VIII - Les réfugiés en Charente > Exposition charentaise
Au long de l’été Kickert mit au point, avec M. du Vignaud, leur projet
d’exposition de peinture charentaise. A l’origine l’idée en était venue
à un M.J. Tanner résidant aux environs de Confolens et voisin du
château des Brosses qu’habitait M. du Vignaud, à
Saint-Maurice-lès-Lions, Il en fit part à M. du Vignaud qui vit tout de
suite ce qu’on pourrait tirer de ce projet avec le concours de Kickert,
précieux par ses connaissances dans ce domaine et par ses dons
d’organisation. Ceci se vérifia lorsqu’on en vint à la disposition des
lieux et à l’accrochage des œuvres, mais M. du Vignaud avait apporté de
son côté de précieuses suggestions pour faire de l’exposition un
événement local. Il proposa de lui donner un caractère de bienfaisance
en attribuant d’avance le profit financier au Secours national. La
placer sous la présidence d’honneur du sous-préfet de Confolens allait
de soi, mais la composition d’un comité d’honneur bénéficia des
relations de M. du Vignaud et de sa connaissance détaillée du milieu
charentais. Il sut convaincre le curé de Confolens d’y figurer en
première ligne avec son rang de chanoine et son titre
d’archiprêtre ; le colonel commandant le district militaire et un
général, du cadre de réserve certes mais président de la Légion des
combattants, acceptèrent d’apporter leur soutien à côté du représentant
de l’Eglise. Il leur adjoignit l’inspecteur d’académie flanqué du
principal du collège (qui offrirent de prêter pour l’exposition les
locaux scolaires disponibles pendant les grandes vacances) et le
président du Secours national du département de la Charente. Il prit
bien soin aussi d’y inscrire les élus municipaux à savoir le maire de
Confolens, mais aussi ceux des deux chefs-lieux de canton les plus
proches, toutes villes et communes qui abritaient des artistes
exposants. Au fur et à mesure de ces démarches, toutes les
autorisations nécessaires avaient été sollicitées et acquises. Dans une
entreprise de cet ordre, il faut bien sûr, en plus d’un parrainage
prestigieux, disposer de personnes compétentes et dévouées pour se
répartir les tâches indispensables. Elles furent réunies au sein d’une
commission d’organisation que présida M. du Vignaud, dont M.J. Tanner
fut nommé trésorier et où la partie artistique était assumée par le
baron de Belabre et Conrad Kickert.
Entre temps, avait paru dans le Républicain confolentais et le Courrier
du Centre, un entrefilet dont l’objet principal était d’aviser les
peintres de la région d’un projet d’exposition au profit du Secours
national. Le bouche à oreille diffusa l’information, si bien qu’une
participation suffisante se trouva vite acquise. La date du vernissage
donna quelques soucis lorsque M. du Vignaud s’aperçut que celle du 11
septembre choisie d’abord, tombait un jeudi, que le jeudi était un jour
de chasse autorisée, ce qui écarterait à coup sûr les disciples de
saint Hubert. Tout le monde fut rasséréné en notant que le lendemain 12
non seulement n’avait pas cet inconvénient, mais correspondait au jour
de foire à Confolens, source de fréquentation. Les autorités concernées
donnèrent leur agrément pour le vendredi 12. Le sous-préfet fit part du
sien à Kickert dans une lettre où il lui donnait du "Monsieur le
Consul".
L’exposition présenta 102 œuvres fournies par 22 exposants. Respectueux
du règlement qu’il avait lui-même élaboré, Kickert limita sa
participation à cinq œuvres : deux paysages, deux natures mortes
et un dessin. M. du Vignaud, discret et modeste, n’envoya qu’un pastel.

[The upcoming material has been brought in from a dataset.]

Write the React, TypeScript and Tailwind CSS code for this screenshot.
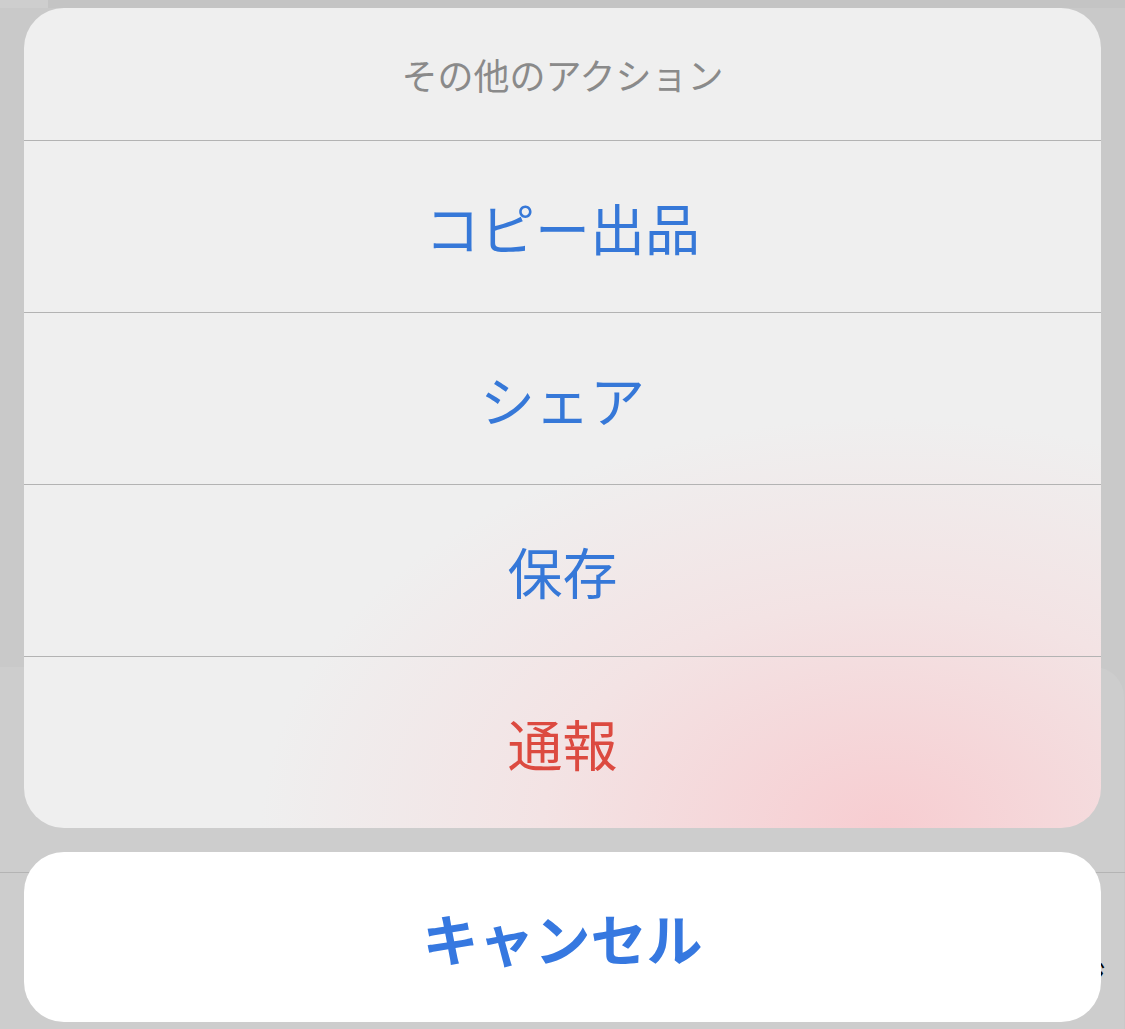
import React from "react";

interface SheetAction {
  id: number;
  label: string;
  danger?: boolean;
}

const actions: SheetAction[] = [
  { id: 1, label: "コピー出品" },
  { id: 2, label: "シェア" },
  { id: 3, label: "保存" },
  { id: 4, label: "通報", danger: true },
];

export default function App() {
  return (
    <div
      className="relative h-[1029px] w-[1125px] overflow-hidden bg-[#c9c9c9]"
      style={{ fontFamily: '"Noto Sans CJK JP", "Noto Sans", sans-serif' }}
    >
      {/* dimmed page behind the sheet */}
      <div className="absolute left-0 top-0 h-[8px] w-[1125px] bg-[#c4c4c4]" />
      <div className="absolute left-0 top-0 h-[8px] w-[48px] bg-[#cecece]" />
      <div className="absolute left-[-30px] top-[667px] h-[400px] w-[1154px] rounded-[30px] bg-[#cdcdcd]" />
      <div className="absolute left-0 top-[872px] h-px w-[1125px] bg-[#b4b4b4]" />
      <span className="absolute left-[1076px] top-[958px] text-[30px] leading-none text-black">ジ</span>

      {/* action sheet */}
      <div className="relative flex flex-col px-[24px] pt-[8px]">
        <div className="overflow-hidden rounded-[40px] bg-[radial-gradient(ellipse_58%_50%_at_80%_100%,#f7cdd1_0%,#f3e3e4_55%,#efefef_100%)]">
          <div className="flex h-[132px] items-center justify-center text-[36px] leading-none text-[#8a8a8a]">
            その他のアクション
          </div>
          {actions.map((item) => (
            <div
              key={item.id}
              className={`flex h-[172px] items-center justify-center border-t border-[#b3b3b3] text-[55px] leading-none ${
                item.danger ? "text-[#dc4a40]" : "text-[#3678d8]"
              }`}
            >
              {item.label}
            </div>
          ))}
        </div>

        <button className="mt-[24px] flex h-[170px] items-center justify-center rounded-[40px] bg-white text-[56px] font-bold leading-none text-[#3678e0]">
          キャンセル
        </button>
      </div>
    </div>
  );
}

Trois exposants à qui l’occasion de montrer le plus possible de leurs
œuvres parut inespérée, joignirent à leurs cinq tableaux un même nombre
d’aquarelles ou de dessins, ce que le règlement autorisait. Il ne
s’agissait pas des meilleurs artistes, mais comment refuser ce qui a
été transporté sur place après avoir été doté d’un bel, ou à tout le
moins d’un coûteux, encadrement ? Du reste le local du collège
offrait une longueur de cimaise suffisante pour l’accrochage. Certes
tous les emplacements ne se valaient pas, mais le talent que Kickert
avait exercé plusieurs fois comme placeur aux Tuileries, lui permit de
convaincre, de rassurer et parfois de satisfaire ceux qui s’estimaient
défavorisés.
Bon nombre d’œuvres furent vendues au prix demandé par leurs auteurs,
un prix dont le quart allait au Secours national. Cet organisme devait
recevoir aussi le montant des entrées, deux francs par visiteur et en
outre les trois quarts du prix d’adjudication d’une vingtaine de
tableaux, chaque exposant s’étant engagé à l’origine à abandonner une
des œuvres présentées par lui à l’exposition, en vue de sa mise en
vente publique. Cette initiative à la fois charitable et culturelle
avait donc tenu ses promesses. Elle se renouvela en 1943 grâce aux
mêmes concours. A cette époque les bénévoles et sympathisants agirent
au nom d’une association qu’ils créèrent dans ce but sous le nom de
Confrérie de saint Luc, placée sous la présidence d’un bayle (1)
(M. du Vignaud), assisté d’un procureur (Serge de Belabre). L’emploi de
titres tombés en désuétude, surprenants dans le cadre d’un groupement
artistique, attestait du moins la culture historique des fondateurs
sans pour cela garantir la pérennité de la confrérie.
(1) : L’équivalent d’un prévôt en droit féodal !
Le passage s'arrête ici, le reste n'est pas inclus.